En mai, fais ce qu’il te plaît

Me voilà à Dijon pour raconter aux lecteurs de « I/O Gazette » la dernière édition du festival Théâtre en Mai. Et comme je ne reste qu’une seule journée, je me dépêche et me rends d’abord à l’Atheneum pour découvrir « Effleurement » par la compagnie Pétrole. Sur scène, comme tout droit sorti d’un film d’Almodovar période crise de nerfs et talons aiguilles, un salon de coiffure, terrain miné où vont se retrouver la mère et la fille le temps d’une couleur et d’une coupe de cheveux. Mais si cet intérieur acidulé est déjà très intrigant, c’est pourtant le hors-scène qui excite le plus notre curiosité. Les informations nous sont livrées au compte-gouttes dans un texte où le lyrisme côtoie la plus grande trivialité. Tout se joue dans les interstices, les blancs laissés par la radio, les voisins bruyants, les courtes absences. Est-ce la guerre au-dehors ? Quelle est la vie de ces deux femmes et quelles tempêtes ont-elles traversées ensemble ? On en vient à se demander si tout cela n’est pas qu’un songe ou un trip, tant le traitement du son et les jeux de lumières nous attirent hors de tout réalisme. Pour moi, cette obscurité volontaire, cette énigme perpétuelle est une prouesse. Elle fait tourner notre imagination à plein régime, malgré les quelques pertes de rythme. Le sens de nos vies, de nos relations sont comme un flux de paramètres impossible à rassembler et dont l’essence ne peut être qu’effleurée du bout des doigts.
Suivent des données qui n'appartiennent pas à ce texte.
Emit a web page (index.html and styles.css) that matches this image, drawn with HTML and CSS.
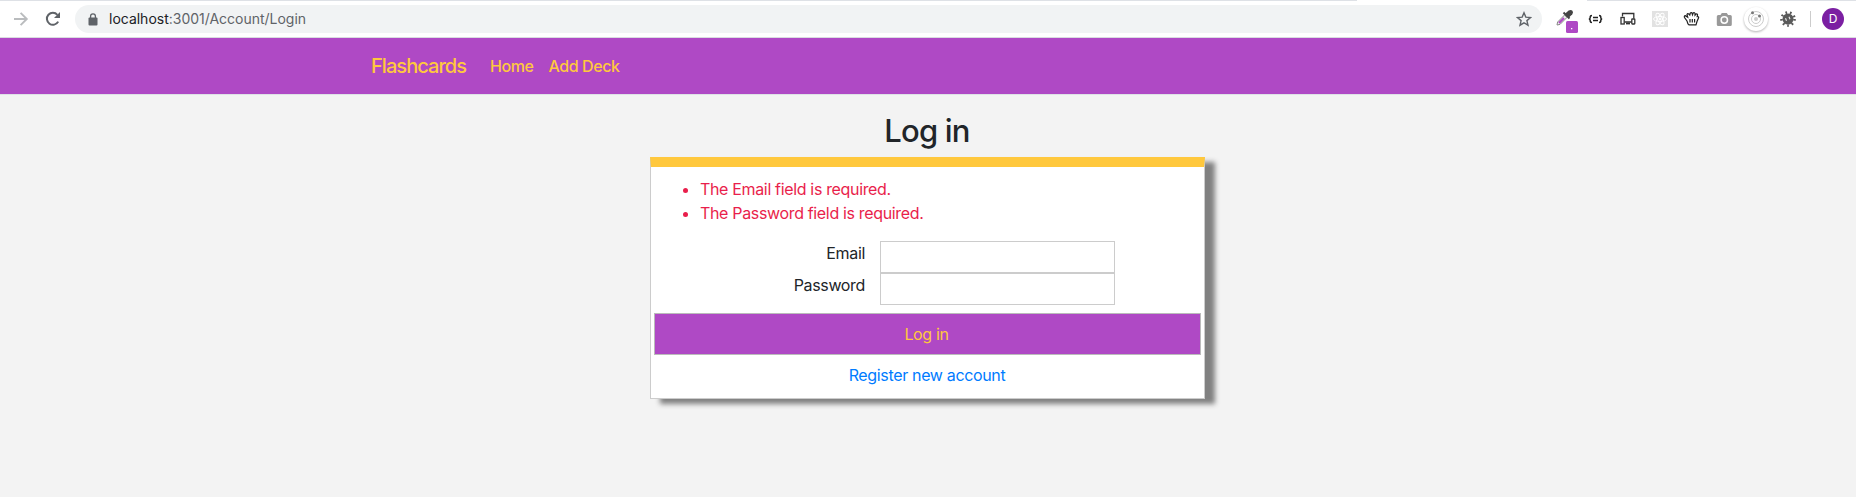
FILE: index.html
```html
<!DOCTYPE html>
<html lang="en">
<head>
<meta charset="utf-8">
<title>Log in</title>
<link rel="stylesheet" href="styles.css">
</head>
<body>
<div class="toolbar">
  <svg class="forward" width="16" height="16" viewBox="0 0 16 16" fill="none" stroke="#babcbe" stroke-width="1.9"><path d="M1 8h12.5M7.6 1.8 13.8 8l-6.2 6.2"/></svg>
  <svg class="reload" width="16" height="16" viewBox="0 0 16 16"><path d="M13.2 10.6A6 6 0 1 1 12.4 3.8" fill="none" stroke="#5f6368" stroke-width="2"/><path d="M15 1v6H9z" fill="#5f6368"/></svg>
  <div class="address">
    <svg class="lock" width="10" height="13" viewBox="0 0 10 13"><rect x="0.5" y="4.5" width="9" height="8" rx="1" fill="#5f6368"/><path d="M2.6 5V3.2a2.4 2.4 0 0 1 4.8 0V5" fill="none" stroke="#5f6368" stroke-width="1.3"/></svg>
    <span class="url"><span class="host">localhost</span>:3001/Account/Login</span>
    <svg class="star" width="16" height="16" viewBox="0 0 16 16"><path d="m8 1.8 1.8 4.3 4.7.4-3.6 3.1 1.1 4.6L8 11.8l-4 2.4 1.1-4.6-3.6-3.1 4.7-.4z" fill="none" stroke="#5f6368" stroke-width="1.4"/></svg>
  </div>
  <div class="extensions">
    <!-- colour picker with badge -->
    <svg width="32" height="36" viewBox="0 0 32 36"><path d="m9 24 .6-3 7-7 2.4 2.4-7 7z" fill="#eee" stroke="#888" stroke-width="1"/><path d="m11 22 5-5" stroke="#b04ac4" stroke-width="2.2"/><path d="m15.500 11.500 6 6" stroke="#444" stroke-width="2"/><path d="m17 12.800 3.600-3.300q2.400-1.300 3.800.2 1.300 1.600-.1 3.600L21 16.500z" fill="#444"/><rect x="18" y="20" width="12" height="12" rx="1.5" fill="#af49c5"/><rect x="23" y="27" width="1.3" height="1.3" fill="#fff"/></svg>
    <!-- json viewer -->
    <svg width="32" height="36" viewBox="0 0 32 36" fill="none" stroke="#222" stroke-width="1.5"><path d="M12 14.500q-1.800 0-1.800 1.200v1q0 1.300-1.400 1.300 1.400 0 1.400 1.300v1q0 1.200 1.800 1.200M19 14.500q1.800 0 1.800 1.200v1q0 1.300 1.400 1.300-1.400 0-1.400 1.300v1q0 1.200-1.800 1.200"/><path d="M13 16.500h5M13 19.500h5" stroke-width="1.3"/></svg>
    <!-- responsive devices -->
    <svg width="32" height="36" viewBox="0 0 32 36" fill="none" stroke="#333" stroke-width="1.3"><path d="M10.500 15.500v-3h11.300v5M12.500 21h7"/><rect x="9" y="16.500" width="3.200" height="6.500"/><rect x="19.800" y="18" width="3" height="5" rx=".5"/><path d="M14 22.500h4" stroke-width="1.800"/></svg>
    <!-- react -->
    <svg width="32" height="36" viewBox="0 0 32 36" fill="none" stroke="#fff" stroke-width="1"><rect x="8" y="10" width="16" height="16" fill="#e2e2e2" stroke="none"/><ellipse cx="16" cy="18" rx="6.500" ry="2.500"/><ellipse cx="16" cy="18" rx="6.500" ry="2.500" transform="rotate(60 16 18)"/><ellipse cx="16" cy="18" rx="6.500" ry="2.500" transform="rotate(120 16 18)"/><circle cx="16" cy="18" r="1" fill="#fff"/></svg>
    <!-- hand -->
    <svg width="32" height="36" viewBox="0 0 32 36" fill="none" stroke="#222" stroke-width="1.200"><path d="m12 23-1-3-2.500-3.500q-.6-1.700.8-1.800l2.400 1.500-.7-2.700q.5-1.500 1.800-.5l1 1 .5-2q1.200-.8 1.800.3l.4 1.500.8-2q1.400-.5 1.700.6v1.800l1.300-1.400q1.500 0 1.200 1.300l-.3 1.500q1.700-.3 1.400 1.200L21 20.500l-1 3.300h-7z"/><path d="M14 18v3.500M16.300 18v3.500M18.600 18v3.500"/></svg>
    <!-- camera -->
    <svg width="32" height="36" viewBox="0 0 32 36"><path d="M10.300 14h2.200l1.300-2h5l1.300 2h2.200q1.500 0 1.500 1.500v8q0 1.500-1.500 1.500h-12q-1.500 0-1.500-1.500v-8q0-1.500 1.500-1.500z" fill="#999"/><circle cx="16.300" cy="19" r="3.200" fill="#999" stroke="#fff" stroke-width="1.500"/></svg>
    <!-- orbit -->
    <svg width="32" height="36" viewBox="0 0 32 36" fill="none"><circle class="disc" cx="16" cy="18" r="12" fill="#fff"/><g stroke="#ccc"><circle cx="16" cy="18" r="7.500"/><circle cx="16" cy="18" r="4.500"/></g><circle cx="16" cy="18" r="2" fill="#ccc"/><circle cx="12.500" cy="11.800" r="1.500" fill="#777"/><circle cx="19.500" cy="15" r="1.500" fill="#777"/></svg>
    <!-- bug gear -->
    <svg width="32" height="36" viewBox="0 0 32 36"><circle cx="16" cy="18" r="5.500" fill="#5a5a5a"/><circle cx="16" cy="18" r="6.500" fill="none" stroke="#5a5a5a" stroke-width="2.600" stroke-dasharray="1.700 2.838"/><path d="m13.500 17.200 1 2.500M17 15.800l1 2.500" stroke="#eee" stroke-width="1.100"/></svg>
  </div>
  <div class="divider"></div>
  <div class="avatar">D</div>
</div>
<nav class="navbar">
  <a class="brand">Flashcards</a>
  <a class="nav-link">Home</a>
  <a class="nav-link">Add Deck</a>
</nav>
<main>
  <h1>Log in</h1>
  <form class="card">
    <ul class="errors"><li>The Email field is required.</li><li>The Password field is required.</li></ul>
    <div class="row"><label for="email">Email</label><input id="email" type="text"></div>
    <div class="row"><label for="password">Password</label><input id="password" type="password"></div>
    <button type="button">Log in</button>
    <a class="register">Register new account</a>
  </form>
</main>
</body>
</html>
```
FILE: styles.css
```css
* { box-sizing: border-box; }
body { margin: 0; min-height: 497px; background: #f3f3f3; color: #212529; font: 16px/24px Inter, sans-serif; letter-spacing: -0.34px; }
svg { display: block; flex: none; }
.toolbar { display: flex; align-items: center; height: 38px; padding: 1px 0 0 13px; border-bottom: 1px solid #dadce0; background: linear-gradient(90deg, #dee1e6 1357px, #fff 1357px 1587px, #dee1e6 1587px) 0 0 / 100% 1px no-repeat, #fff; }
.reload { margin-left: 16px; }
.address { display: flex; align-items: center; width: 1467px; height: 28px; margin-left: 14px; padding: 0 10px 0 13px; border-radius: 14px; background: #f1f3f4; }
.url { margin-left: 11px; color: #5f6368; font-size: 14px; letter-spacing: -0.01px; }
.host { color: #202124; }
.star { margin-left: auto; }
.extensions { display: flex; margin-left: 6px; }
.disc { filter: drop-shadow(0 1px 1px rgba(0, 0, 0, .3)); }
.divider { width: 1px; height: 16px; margin-left: 6px; background: #ccc; }
.avatar { margin-left: 11px; width: 22px; height: 22px; border-radius: 50%; background: #7b1fa2; color: #fff; font-size: 12px; line-height: 22px; text-align: center; }
.navbar { display: flex; align-items: center; height: 57px; padding-left: 371px; background: #af49c5; border-bottom: 1px solid #dee2e6; color: #ffc83d; font-weight: 500; }
.brand { width: 119px; font-size: 20px; letter-spacing: -0.95px; }
.nav-link { margin-right: 15px; letter-spacing: -0.42px; }
main { display: flex; flex-direction: column; align-items: center; }
h1 { margin: 18px 2px 8px 0; font-size: 31px; line-height: 36px; font-weight: 500; letter-spacing: -0.8px; }
.card { display: flex; flex-direction: column; width: 555px; height: 242px; margin-right: 1px; padding: 10px 3px 0; background: #fff; border: 1px solid #ccc; border-top: 10px solid #ffc83d; box-shadow: 10px 5px 5px gray; }
.errors { margin: 0 0 16px; padding-left: 46px; color: #e91e4b; }
.row { display: flex; gap: 15px; }
label { width: 211px; text-align: right; }
input { width: 235px; height: 32px; border: 1px solid #ccc; background: #fff; }
button { height: 42px; margin: 8px 0; padding: 0 2px 0 0; border: 1px solid #bbb; background: #af49c5; color: #ffc83d; font: inherit; letter-spacing: inherit; }
.register { padding-right: 1px; text-align: center; color: #007bff; }
```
En quelques enjambées, je rejoins le théâtre Mansart et j’assiste à « Cannibale » du Collectif X. Une très belle histoire d’amour au-delà de la mort. Il est très agréable de constater qu’enfin on peut représenter un drame qui se joue au sein d’un couple homosexuel sans que l’homosexualité en soit le sujet. Ici, c’est le cancer qui frappe et les amants décident de s’isoler dans un chalet pour vivre leurs derniers instants ensemble. Dans un dispositif ultra-réaliste qui flirte avec le feuilleton, chaque scène est comme un épisode où se déploie tel ou tel enjeu : comment rester vivant quand la mort s’annonce, et surtout comment préserver la présence de l’autre une fois son corps disparu ? Très belle façon de rentrer dans le concret de la mort de l’être aimé que de le faire exister sur scène, ce concret, dans un quotidien amoureux vivant, des légumes à la plancha aux cigarettes en passant par la douche, des engueulades aux étreintes, tout est sensible et d’une grande finesse.

Incapable de me décider entre les deux spectacles qui se jouent à 20h, ma pièce de 50 centimes choisit pour moi « Le Temps et la chambre » au Grand Théâtre. Bonheur d’entendre à nouveau ce texte et de ressentir toujours la même force de maîtrise chez Françon. Tout est ambigu dans cet habile chemin inverse de l’ordre olympien vers le chaos, tout est dangereusement voluptueux aussi. Les mots de Botho Strauss sont des charges explosives posées aux quatre coins du plateau qui n’attendent que leur détonateur Marie Steuber, magnifique Georgia Scalliet. Françon traite ce mouvement paradoxal de la façon la plus lisible qui soit. L’espace est monumental, et sa solennité entraîne les acteurs vers les exubérances les plus folles, comme des électrons dans un accélérateur de particules.

Au Parvis Saint-Jean, les participants du festival se retrouvent pour faire la fête. Au loin, l’écho d’un karaoké me fait bien envie. Je retrouve Benoît Lambert et je l’interroge : j’ai vu trois spectacles aujourd’hui, trois drames. Où sont les écritures de plateau, les formes narratives ou post-dramatiques ? « Il y en a aussi », me répond le directeur du théâtre Dijon-Bourgogne. Mais il ajoute qu’inconsciemment la programmation s’articule souvent autour de la figure du parrain de l’édition, Alain Françon en l’occurrence. « Il faut laisser les pièces faire, disait-il ce matin lors de la “Conversation”, et c’est aussi intéressant d’entendre ça aujourd’hui. » Il réaffirme la volonté du festival de faire dialoguer les esthétiques nouvelles et celles plus installées, sans concurrence mais plutôt dans l’espoir de faire naître la controverse. « On ne risque pas de planter sa carrière à Théâtre en Mai, plaisante-t-il. Tout le monde est bienveillant, du coup les artistes peuvent faire preuve de plus d’audace, de radicalité. » En mai, fais ce qu’il te plaît, donc. Une parenthèse bourguignonne, un cadre pour éprouver les formes et les visions avec le public ou dialoguer entre artistes et pouvoir finalement, pour une fois, vraiment parler de théâtre.